Ainsi, dans les propos de Bouazzi, nous avons constaté ce qu’Annie-Ève Collin reproche déjà depuis
longtemps au féminisme (sic) intersectionnel (enfin, disons que c’est l’un des
reproches qu’elle fait à ce pseudo-féminisme) : quand on prétend lutter
contre toutes les discriminations à la fois, on en vient malgré tout à hiérarchiser
les discriminations, à accorder plus d’importance à certaines qu’à d’autres.
N’importe quelle association ayant pour objectif de promouvoir des changements
sociaux, les revendications d’un groupe d’êtres humains, se concentre forcément
sur certaines luttes en particulier. Le problème avec les féministes (sic)
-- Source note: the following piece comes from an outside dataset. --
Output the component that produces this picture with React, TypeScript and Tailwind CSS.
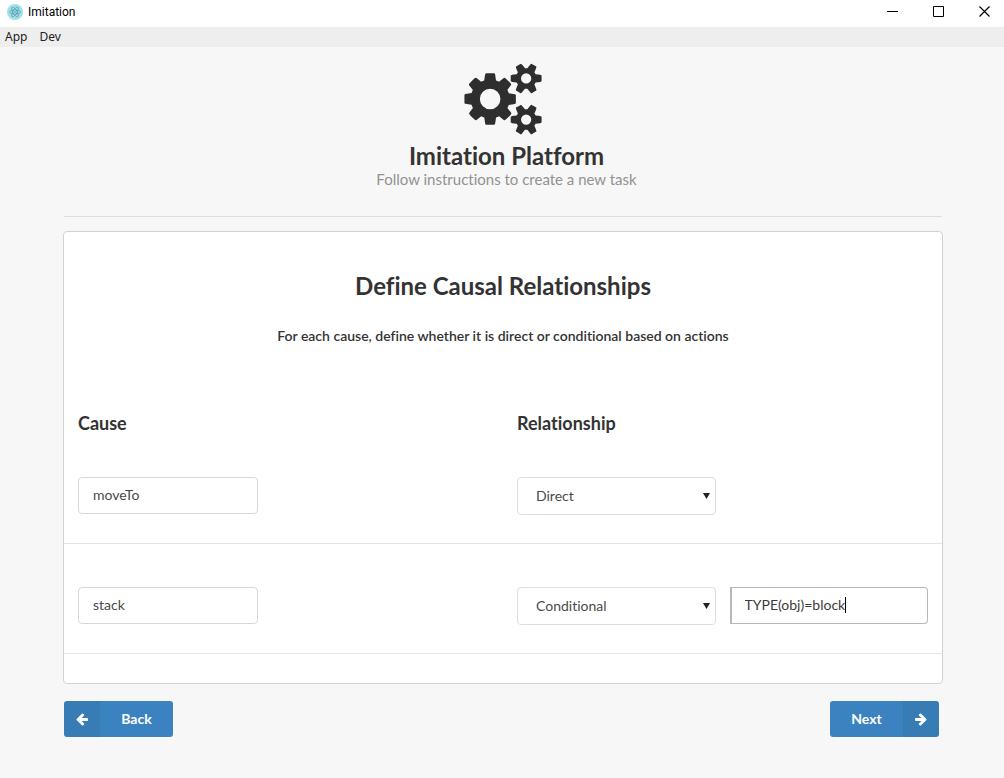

intersectionnelles, c’est qu’elles nient qu’elles le font, ou peut-être ne s’en
rendent-elles même pas compte.
Mais que les intersectionnelles en soient conscientes ou non, le
problème demeure : ce pseudo-féminisme nuit aux femmes. Pas aux femmes
blanches. Pas aux féministes de deuxième vague. Non, il nuit à toutes les
femmes, en blâmant celles qui revendiquent la prise en compte de leurs intérêts
et de leurs droits, en allant même jusqu’à préférer s’abstenir de dénoncer des
discriminations, et même des violences envers les femmes, sous prétexte de ne
pas cautionner d’autres formes de discrimination.
Bouazzi et Torrès
essaient de nous faire croire qu’ils luttent contre la discrimination. En réalité,
ils ne défendent pas la liberté de religion, mais bel et bien l’islam. Ils se
précipitent au secours de cette religion, y compris dans ses pratiques les
moins progressistes. Leur féminisme n’est qu’une façade. Les femmes de culture
musulmane qui veulent favoriser l’émancipation de leurs consoeurs, comme
Djemila Benhabib et Nadia El-Mabrouk, se font traiter d'islamophobes en suivant
des discours comme ceux de Haroun Bouazzi et d’Eve Torres. Savent-ils à quel
point leur militantisme nuit aux femmes ?
[1]
L’usage du féminin sert à alléger le texte, les hommes qui adhèrent au
féminisme (sic) intersectionnel sont également inclus.